3.4. Application of Bending Tests on Epoxy Based Materials

Compared to the tensile testing method, the same structure-property relationships also hold for bending tests. That means that an increase in crosslink density raises the flexural modulus and the bending strength—whereas the maximum flexural strain is lowered [8]. Also, blending the resin with linear reaction species results in a softening of the material (modulus and strength decreases whereas the strain is increased) [16]. Besides the use of nanoparticles as fillers to modify the resulting properties of the composite [30,31], short or endless fibers can be used to drastically change the mechanical behavior of composites. Fiber types like glass or carbon fibers drastically increase modulus and strength but lower the flexibility dramatically [34,35]. In the field of bio based materials, the use of hemp, sisal, or jute fibers are common and the resulting property changes are well described in literature [36,37].

Table 3. Flexural modulus values of epoxy based thermosets measured in 3 point bending mode.

Epoxy base	Flexural modulus (Mpa)	Reference
DGEBA	3,000	[24]
DGEBA + glass fibers	4,900	[36]
DGEBA + hemp fibers	2,900	[36]
Epoxidized soybean oil	775	[18]

illustrates values of flexural modulus for different types of epoxy based materials.

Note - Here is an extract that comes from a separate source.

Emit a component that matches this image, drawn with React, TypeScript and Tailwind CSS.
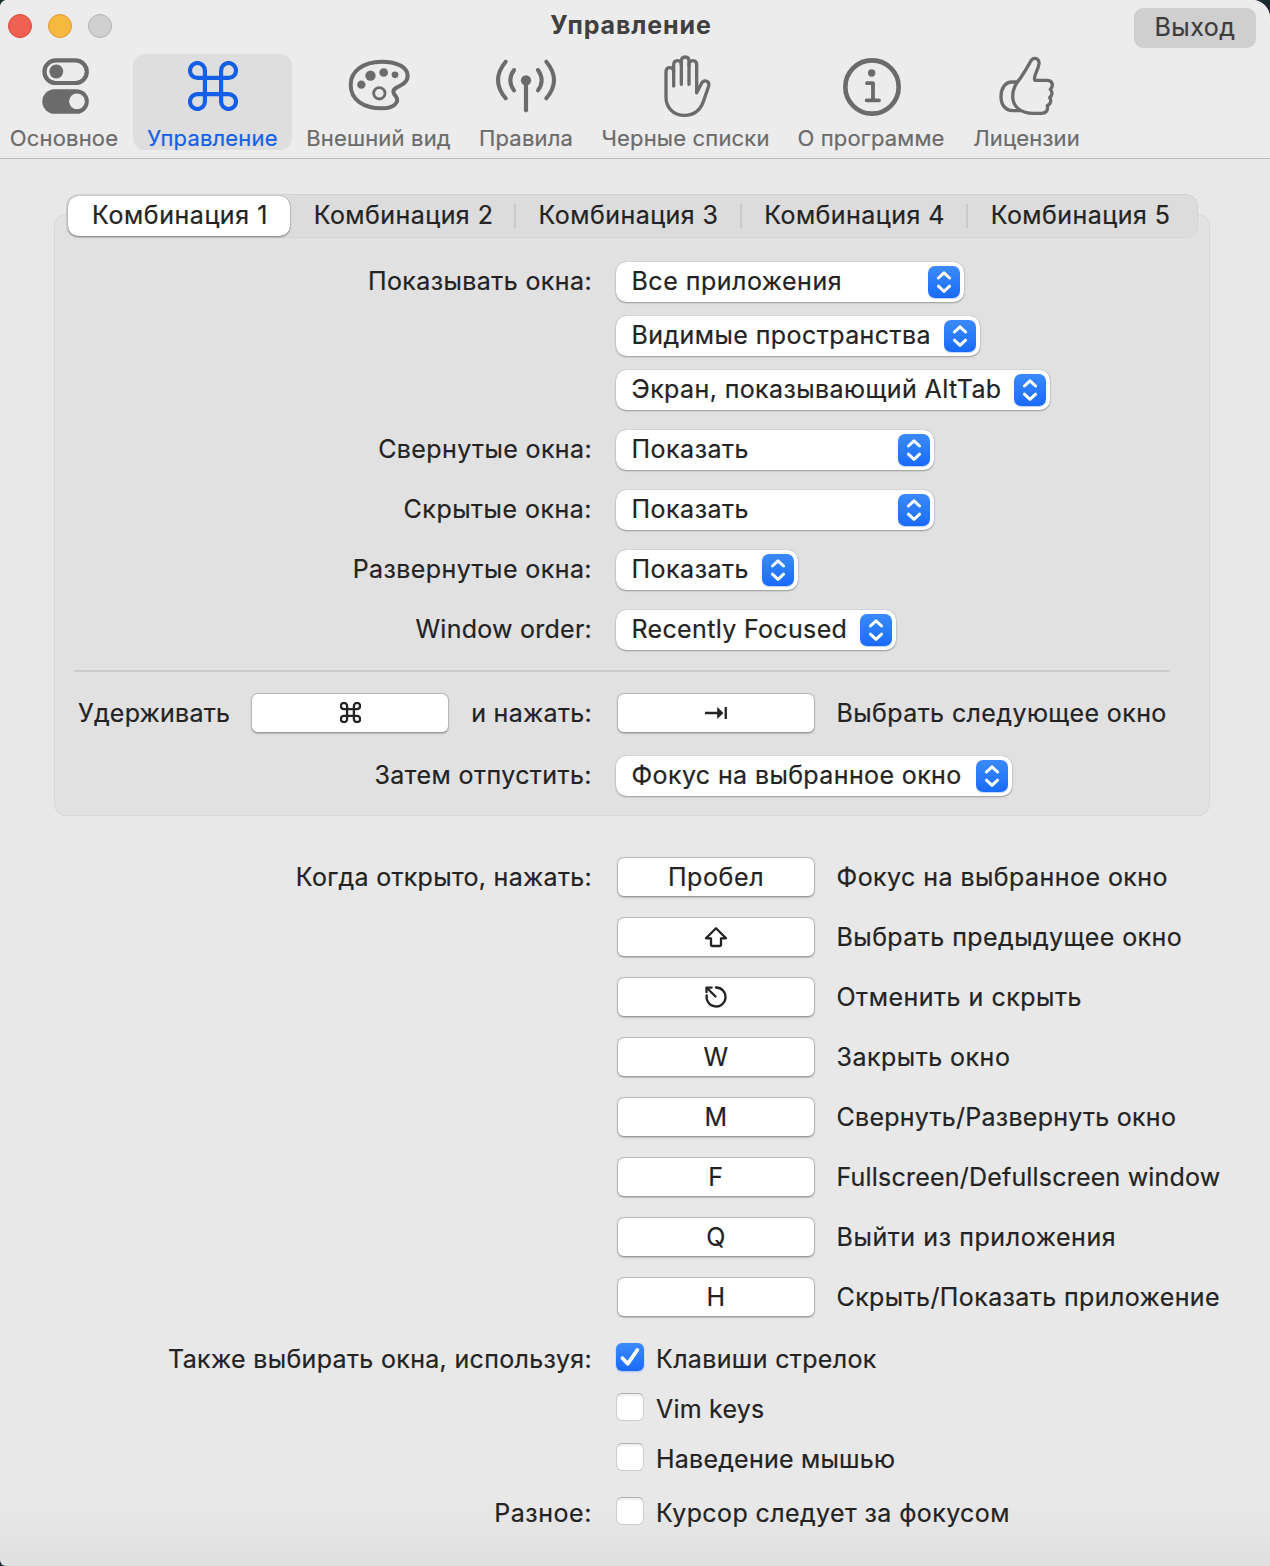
import React, { type ReactNode } from "react";

/* ---------- toolbar icons ---------- */

function TogglesIcon() {
  return (
    <svg width="47" height="57" viewBox="0 0 47 57" fill="none" className="ml-[3px]">
      <rect x="2.4" y="2.4" width="42.4" height="22.6" rx="11.3" stroke="currentColor" strokeWidth="4.2" />
      <circle cx="14.3" cy="13.5" r="6.9" fill="currentColor" />
      <rect x="0.3" y="31.2" width="46.5" height="24.6" rx="12.3" fill="currentColor" />
      <circle cx="35" cy="43.3" r="7.9" fill="#ececec" />
    </svg>
  );
}

function CommandIcon({ size, stroke }: { size: number; stroke: number }) {
  return (
    <svg width={size} height={size} viewBox="0 0 50.3 50.3" fill="none">
      <path
        d="M17 9.5A7.5 7.5 0 1 0 9.5 17H40.8A7.5 7.5 0 1 0 33.3 9.5V40.8A7.5 7.5 0 1 0 40.8 33.3H9.5A7.5 7.5 0 1 0 17 40.8Z"
        stroke="currentColor"
        strokeWidth={stroke}
      />
    </svg>
  );
}

function PaletteIcon() {
  return (
    <svg width="62" height="52" viewBox="144 58 186 156" fill="none" className="mb-[2px]">
      <path
        d="M152 135C152 95 190 66 245 66C295 66 323 85 323 108C323 130 302 137 289 144C275 152 280 162 288 171C298 186 285 206 245 206C190 206 152 180 152 135Z"
        stroke="currentColor"
        strokeWidth="12"
      />
      <g fill="currentColor">
        <circle cx="184" cy="135" r="12.5" />
        <circle cx="211.5" cy="108" r="15.5" />
        <circle cx="251" cy="98.5" r="13" />
        <circle cx="285" cy="105.5" r="10" />
      </g>
      <circle cx="238" cy="161" r="17" stroke="currentColor" strokeWidth="8.5" />
    </svg>
  );
}

function AntennaIcon() {
  return (
    <svg width="62" height="54" viewBox="585 57 186 162" fill="none" stroke="currentColor" strokeWidth="12" strokeLinecap="round">
      <path d="M678 121V211" strokeWidth="12.5" />
      <circle cx="678" cy="121" r="15.5" fill="currentColor" stroke="none" />
      <path d="M642 90Q620 121 642 151M714 90Q736 121 714 151" />
      <path d="M617 65Q571 120 617 175M739 65Q785 120 739 175" />
    </svg>
  );
}

function HandIcon() {
  return (
    <svg width="49" height="64" viewBox="219 42 147 192" fill="none" stroke="currentColor" strokeWidth="10" strokeLinecap="round" strokeLinejoin="round" className="ml-[3px]">
      <path d="M251 95Q251 83 239.5 83Q228 83 228 95V172C228 200 247 226 284 226C312 226 330 212 340 185L356 138C360 122 341 117 334 131L320 158V75Q320 62 308.5 62Q297 62 297 75" />
      <path d="M251 138V75Q251 62 262.5 62Q274 62 274 75" />
      <path d="M274 133V64Q274 51 285.5 51Q297 51 297 64V133" />
    </svg>
  );
}

function InfoIcon() {
  return (
    <svg width="60" height="60" viewBox="36 170 180 180" fill="none" stroke="currentColor" className="mt-[1px] ml-[2px]">
      <circle cx="126" cy="260" r="80" strokeWidth="14" />
      <circle cx="125" cy="218" r="11" fill="currentColor" stroke="none" />
      <path d="M111 248.5H129V299M110 300H147" strokeWidth="11.5" strokeLinecap="round" strokeLinejoin="round" />
    </svg>
  );
}

function ThumbIcon() {
  return (
    <svg width="57" height="61" viewBox="505 166 171 183" fill="none" stroke="currentColor" strokeWidth="10" strokeLinecap="round" strokeLinejoin="round">
      <path d="M603 182C611 167 629 172 628 189C626 210 608 228 616 239H651C670 239 672 256 662 266C669 274 668 285 660 291C666 300 663 311 653 315C656 330 649 338 635 338H612C575 338 549 320 549 287C549 260 562 246 573 231C585 214 594 199 603 182Z" />
      <path d="M562 244H547C525 244 514 265 514 288C514 312 527 330 550 330H570" />
    </svg>
  );
}

/* ---------- key glyphs ---------- */

function TabGlyph() {
  return (
    <svg width="24" height="14" viewBox="0 0 24 14" fill="currentColor">
      <path d="M1 5.8H13.2V1L19.4 7L13.2 13V8.2H1Z" />
      <rect x="20.6" y="1" width="2.3" height="12" />
    </svg>
  );
}

function ShiftGlyph() {
  return (
    <svg width="24" height="22" viewBox="0 0 24 22" fill="none" stroke="currentColor" strokeWidth="2.3" strokeLinejoin="round" className="mt-px">
      <path d="M12 2.2L22 12.3H17V18.5Q17 20 15.5 20H8.5Q7 20 7 18.5V12.3H2Z" />
    </svg>
  );
}

function EscapeGlyph() {
  return (
    <svg width="24" height="24" viewBox="0 0 24 24" fill="none" stroke="currentColor" strokeWidth="2.3" strokeLinecap="round" className="mt-px">
      <path d="M12 2.5A9.5 9.5 0 1 1 2.7 10.3" />
      <path d="M11.5 11.5L4 4" />
      <path d="M2.5 7.2V2.6H7.6" strokeLinejoin="round" />
    </svg>
  );
}

/* ---------- controls ---------- */

function ToolbarItem({ label, width, icon, active = false }: { label: string; width: string; icon: ReactNode; active?: boolean }) {
  return (
    <div
      className={`flex h-24 flex-col items-center rounded-xl ${width} ${active ? "bg-[#dedede] text-[#155fe6]" : "text-[#6b6b6b]"}`}
    >
      <div className="flex h-16 shrink-0 items-center justify-center">{icon}</div>
      <span className="mt-1.5 text-[22px] leading-7 tracking-[0.17px] whitespace-nowrap">{label}</span>
    </div>
  );
}

function Popup({ value, width, tracking = "tracking-[0.42px]" }: { value: string; width: string; tracking?: string }) {
  return (
    <button
      className={`flex h-10 items-center justify-between rounded-[10px] bg-white pr-1 pl-[15.5px] shadow-[0_0_1px_rgba(0,0,0,0.35),0_1px_2px_rgba(0,0,0,0.3)] ${width}`}
    >
      <span className={`pb-0.5 whitespace-nowrap ${tracking}`}>{value}</span>
      <span className="flex size-8 shrink-0 items-center justify-center rounded-[7px] bg-linear-to-b from-[#3b8afb] to-[#1a6afa] shadow-[0_1px_1px_rgba(30,110,250,0.3)]">
        <svg width="32" height="32" viewBox="0 0 32 32" fill="none" stroke="white" strokeWidth="3" strokeLinecap="round" strokeLinejoin="round">
          <path d="M10.4 12L16 6.8L21.6 12M10.4 20.2L16 25.4L21.6 20.2" />
        </svg>
      </span>
    </button>
  );
}

function KeyField({ children }: { children: ReactNode }) {
  return (
    <div className="flex h-10 w-[198px] shrink-0 items-center justify-center rounded-[7px] border border-[#b8b8b8] border-b-[#9c9c9c] bg-white pb-px tracking-[0.6px] shadow-[0_1px_1.5px_rgba(0,0,0,0.2)]">
      {children}
    </div>
  );
}

function Checkbox({ label, checked = false, tracking }: { label: string; checked?: boolean; tracking: string }) {
  return (
    <div className="flex h-7 items-center">
      {checked ? (
        <span className="size-7 rounded-[6px] bg-linear-to-b from-[#3b8afb] to-[#1a6afa] shadow-[0_1px_2px_rgba(30,110,250,0.35)]">
          <svg width="28" height="28" viewBox="0 0 28 28" fill="none" stroke="white" strokeWidth="3.8" strokeLinecap="round" strokeLinejoin="round">
            <path d="M6.5 15.2L11.7 20.8L21.3 7" />
          </svg>
        </span>
      ) : (
        <span className="size-7 rounded-[6px] border border-x-[#cdcdcd] border-t-[#b0b0b0] border-b-[#cacaca] bg-white shadow-[inset_0_2px_2px_rgba(0,0,0,0.07)]" />
      )}
      <span className={`ml-3 pt-1 whitespace-nowrap ${tracking}`}>{label}</span>
    </div>
  );
}

/* A right-aligned caption followed by its control. */
function Row({ label = "", labelWidth, tracking = "tracking-[0.4px]", children }: { label?: string; labelWidth: string; tracking?: string; children: ReactNode }) {
  return (
    <div className="flex items-center">
      <span className={`shrink-0 text-right whitespace-nowrap ${labelWidth} ${tracking}`}>{label}</span>
      <div className="ml-6 flex items-center">{children}</div>
    </div>
  );
}

const GROUP_LABEL = "w-[537px] pb-0.5";
const PAGE_LABEL = "w-[592px] pb-px";

const segments = [
  { label: "Комбинация 1", style: "w-[222px] pl-0.5 rounded-[10px] bg-white tracking-[0.55px] shadow-[0_0_1px_rgba(0,0,0,0.5),0_1px_2px_rgba(0,0,0,0.4)]", divider: false },
  { label: "Комбинация 2", style: "w-[225px] pl-0.5 tracking-[0.45px]", divider: true },
  { label: "Комбинация 3", style: "w-[226px] pl-px tracking-[0.45px]", divider: true },
  { label: "Комбинация 4", style: "w-[226px] pl-px tracking-[0.45px]", divider: true },
  { label: "Комбинация 5", style: "w-[227px] tracking-[0.45px]", divider: false },
];

const shortcuts: { key: ReactNode; label: string; tracking: string }[] = [
  { key: "Пробел", label: "Фокус на выбранное окно", tracking: "tracking-[0.44px]" },
  { key: <ShiftGlyph />, label: "Выбрать предыдущее окно", tracking: "tracking-[0.43px]" },
  { key: <EscapeGlyph />, label: "Отменить и скрыть", tracking: "tracking-[0.5px]" },
  { key: "W", label: "Закрыть окно", tracking: "tracking-[0.48px]" },
  { key: "M", label: "Свернуть/Развернуть окно", tracking: "tracking-[0.26px]" },
  { key: "F", label: "Fullscreen/Defullscreen window", tracking: "tracking-[0.2px]" },
  { key: "Q", label: "Выйти из приложения", tracking: "tracking-[0.57px]" },
  { key: "H", label: "Скрыть/Показать приложение", tracking: "tracking-[0.4px]" },
];

export default function App() {
  return (
    <div className="h-[1566px] w-[1270px] overflow-hidden bg-[#1b2a2e] font-['Inter',sans-serif] text-[25px] leading-8 text-[#232323] [-webkit-text-stroke:0.2px_currentColor]">
      <div className="flex h-full flex-col overflow-hidden rounded-tl-[7px] rounded-tr-[18px] rounded-bl-[6px] bg-[#e8e8e8] bg-[linear-gradient(to_bottom,#e8e8e8_1505px,#dfdfdf_1566px)]">
        <header className="h-[159px] shrink-0 border-b border-[#bcbcbc] bg-[#ececec]">
          <div className="grid h-[54px] grid-cols-[1fr_auto_1fr] items-start pr-3.5 pl-2">
            <div className="flex gap-4 pt-3.5">
              <span className="size-6 rounded-full border border-[#d9493c] bg-[#ef6152]" />
              <span className="size-6 rounded-full border border-[#dc9a34] bg-[#f7b840]" />
              <span className="size-6 rounded-full border border-[#b3b3b3] bg-[#d0d0d0]" />
            </div>
            <h1 className="pt-[9px] pr-[2px] font-bold tracking-[0.9px] text-[#404040] [-webkit-text-stroke:0]">Управление</h1>
            <button className="mt-2 flex h-10 w-[122px] items-center justify-center self-start justify-self-end rounded-[9px] bg-[#cfcfcf] pb-0.5 tracking-[0.5px] text-[#3c3c3c]">
              Выход
            </button>
          </div>
          <nav className="flex">
            <ToolbarItem label="Основное" width="w-32 mr-[5px]" icon={<TogglesIcon />} />
            <ToolbarItem label="Управление" width="w-[159px]" icon={<CommandIcon size={50} stroke={4.2} />} active />
            <ToolbarItem label="Внешний вид" width="w-[173px]" icon={<PaletteIcon />} />
            <ToolbarItem label="Правила" width="w-[122px]" icon={<AntennaIcon />} />
            <ToolbarItem label="Черные списки" width="w-[197px]" icon={<HandIcon />} />
            <ToolbarItem label="О программе" width="w-[174px]" icon={<InfoIcon />} />
            <ToolbarItem label="Лицензии" width="w-[137px]" icon={<ThumbIcon />} />
          </nav>
        </header>

        <div className="relative z-10 mt-[35px] ml-[66px] flex h-11 w-[1132px] shrink-0 rounded-xl border border-[#d2d2d2] bg-[#dcdcdc] p-px">
          {segments.map((s) => (
            <div key={s.label} className={`relative flex h-10 items-center justify-center pb-[3px] whitespace-nowrap ${s.style}`}>
              {s.label}
              {s.divider && <span className="absolute top-2 -right-px h-6 w-0.5 bg-[#c9c9c9]" />}
            </div>
          ))}
        </div>

        <section className="-mt-6 ml-[54px] h-[602px] w-[1156px] shrink-0 rounded-xl border border-[#d7d7d7] bg-[#e1e1e1] pt-[47px]">
          <div className="flex flex-col gap-5">
            <div className="flex flex-col gap-3.5">
              <Row label="Показывать окна:" labelWidth={GROUP_LABEL}>
                <Popup value="Все приложения" width="w-[348px]" tracking="tracking-[0.5px]" />
              </Row>
              <Row labelWidth={GROUP_LABEL}>
                <Popup value="Видимые пространства" width="w-[364px]" />
              </Row>
              <Row labelWidth={GROUP_LABEL}>
                <Popup value="Экран, показывающий AltTab" width="w-[434px]" tracking="tracking-[0.39px]" />
              </Row>
            </div>
            <Row label="Свернутые окна:" labelWidth={GROUP_LABEL} tracking="tracking-[0.38px]">
              <Popup value="Показать" width="w-[318px]" tracking="tracking-[0.5px]" />
            </Row>
            <Row label="Скрытые окна:" labelWidth={GROUP_LABEL} tracking="tracking-[0.48px]">
              <Popup value="Показать" width="w-[318px]" tracking="tracking-[0.5px]" />
            </Row>
            <Row label="Развернутые окна:" labelWidth={GROUP_LABEL} tracking="tracking-[0.42px]">
              <Popup value="Показать" width="w-[182px]" tracking="tracking-[0.5px]" />
            </Row>
            <Row label="Window order:" labelWidth={GROUP_LABEL} tracking="tracking-[0.25px]">
              <Popup value="Recently Focused" width="w-[280px]" tracking="tracking-[0.34px]" />
            </Row>
          </div>

          <div className="mt-5 ml-[19px] h-0.5 w-[1096px] bg-[#cccccc]" />

          <div className="mt-[21px] flex items-center">
            <span className="w-[196px] pb-px pl-[23px] tracking-[0.22px]">Удерживать</span>
            <KeyField>
              <CommandIcon size={21} stroke={5.6} />
            </KeyField>
            <span className="w-[143px] pb-px text-right tracking-[0.3px]">и нажать:</span>
            <span className="ml-[25px]">
              <KeyField>
                <TabGlyph />
              </KeyField>
            </span>
            <span className="ml-[21.5px] pb-px tracking-[0.4px]">Выбрать следующее окно</span>
          </div>

          <div className="mt-[23px]">
            <Row label="Затем отпустить:" labelWidth={GROUP_LABEL} tracking="tracking-[0.42px]">
              <Popup value="Фокус на выбранное окно" width="w-[396px]" tracking="tracking-[0.38px]" />
            </Row>
          </div>
        </section>

        <section className="mt-[41px] flex flex-col gap-5">
          {shortcuts.map((s, i) => (
            <Row key={s.label} label={i === 0 ? "Когда открыто, нажать:" : ""} labelWidth={PAGE_LABEL} tracking="tracking-[0.3px]">
              <span className="ml-px">
                <KeyField>{s.key}</KeyField>
              </span>
              <span className={`ml-[21.5px] pb-px whitespace-nowrap ${s.tracking}`}>{s.label}</span>
            </Row>
          ))}
        </section>

        <section className="mt-[26px] flex">
          <div className="w-[592px] text-right tracking-[0.33px]">Также выбирать окна, используя:</div>
          <div className="ml-6 flex flex-col gap-[22px]">
            <Checkbox label="Клавиши стрелок" checked tracking="tracking-[0.34px]" />
            <Checkbox label="Vim keys" tracking="tracking-[0.2px]" />
            <Checkbox label="Наведение мышью" tracking="tracking-[0.22px]" />
          </div>
        </section>
        <section className="mt-[26px] flex">
          <div className="w-[592px] text-right tracking-[0.55px]">Разное:</div>
          <div className="ml-6">
            <Checkbox label="Курсор следует за фокусом" tracking="tracking-[0.4px]" />
          </div>
        </section>
      </div>
    </div>
  );
}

3.5. Impact Behavior of Thermosets

In many applications thermosets have to withstand impact load due to environmental or application influences. Even a very small amount of impact energy could seriously reduce the static strength of materials, decreasing component reliability; any attempt to improve the tensile property would lead to a decrease of impact property at the same time. The impact toughness can be determined by measuring the needed energy to break a standard specimen, which is one of the most common methods to evaluate impact properties. Charpy (simple supported beam load; Figure 7a) and Izod (cantilever beam load; Figure 7b) impact tests were developed for isotropic materials [25]. To determine the Charpy impact strength of an unnotched specimen (a_cU), the energy (W_c) absorbed by breaking the specimen is related to the initial cross-section area of the specimen:

$$a_{\mathrm{cU}}=\frac{W_{\mathrm{c}}}{b*h}$$

(3)

Notched Charpy impact strength (a_cN) is calculated from the absorbed energy (W_c), related to the smallest initial cross-section of the specimen at notch base:

$$a_{\mathrm{cN}}=\frac{{\mathrm{W}}_{\mathrm{c}}}{b_N*h}$$

(4)

The difference between Charpy impact strength a_cU and notched Charpy impact strength a_cN indicates how sensitive a material is to external notches, i.e., takes the problematic notch effect for the Charpy impact test into consideration and indicates how effective fillers are. Thus notch sensitivity can be calculated from the quotients of a_cN and a_cU:

$$k_{\mathrm{Z}}=\frac{a_{\mathrm{cN}}}{a_{\mathrm{cU}}}*100\%$$

(5)

In case of inhomogeneous materials or composites (especially fire reinforced composites), fracture mode and energy absorption are affected by various test parameters, such as fiber orientation, the sample size, and the impact rate. Figure 8 illustrates the occurring failure modes in impact tests. Thermosets in the glassy state mostly feature a brittle failure mode [25,26].

3.6. Application of Impact Tests on Epoxy Based Materials

Basically, epoxy based materials exhibit a brittle impact behavior. However, regarding an increase in crosslink density results in a shift in brittle-to-tough transition region [24,27]. This means that with increasing crosslink density the material characteristics change from soft and ductile to brittle and rigid. Whereas a soft material can easily transform impact energy to increase molecular mobility, a rigid material needs even more energy to reach the same amount of mobility. Adding filler types like non-interactive inorganic particles to the material results in a decrease in impact property. However, by changing the interaction through surface modification or adding fibers to the material, the impact property can be highly increased [33,38,39]. In case of fibers this enhancement is caused by the crack propagation inhibition property, if they are oriented right angular to the loading direction [40]. Characterizing bio based epoxy systems the impact properties at room temperature are significantly better compared to epoxy amine systems. This is caused by their lower glass transition values and therefore higher molecular mobility [22,18]. Through the use of natural fibers like hemp, sisal, or jute fibers, the impact properties can be further increased [37].

Table 4. Unnotched Charpy impact strength of epoxy based thermosets.

Epoxy base	Impact strength (kJ/m2)	Reference
DGEBA	11.7	[39]
DGEBA + multi walled carbnon nanotubes	23.1	[39]
DGEBA + Epoxidized soybean oil	22	[41]

illustrates values of impact properties for different types of epoxy based materials.

4. Conclusions

This article only represents a basic overview of applicable thermo-mechanical and mechanical tests, including literature data values of epoxy amine and bio based epoxy systems for the characterization of thermoset materials. However, in the construction process of electrical applications, mechanical stresses are not considered to have severe influences on the lifetime of a product, though it is known in polymer engineering that the slightest stress or defect in polymer materials could lead to a failure of the product. Therefore, mechanical, fracture mechanical, and long-term characterization should be considered for the dimensioning of polymeric materials in electrical and electronic applications.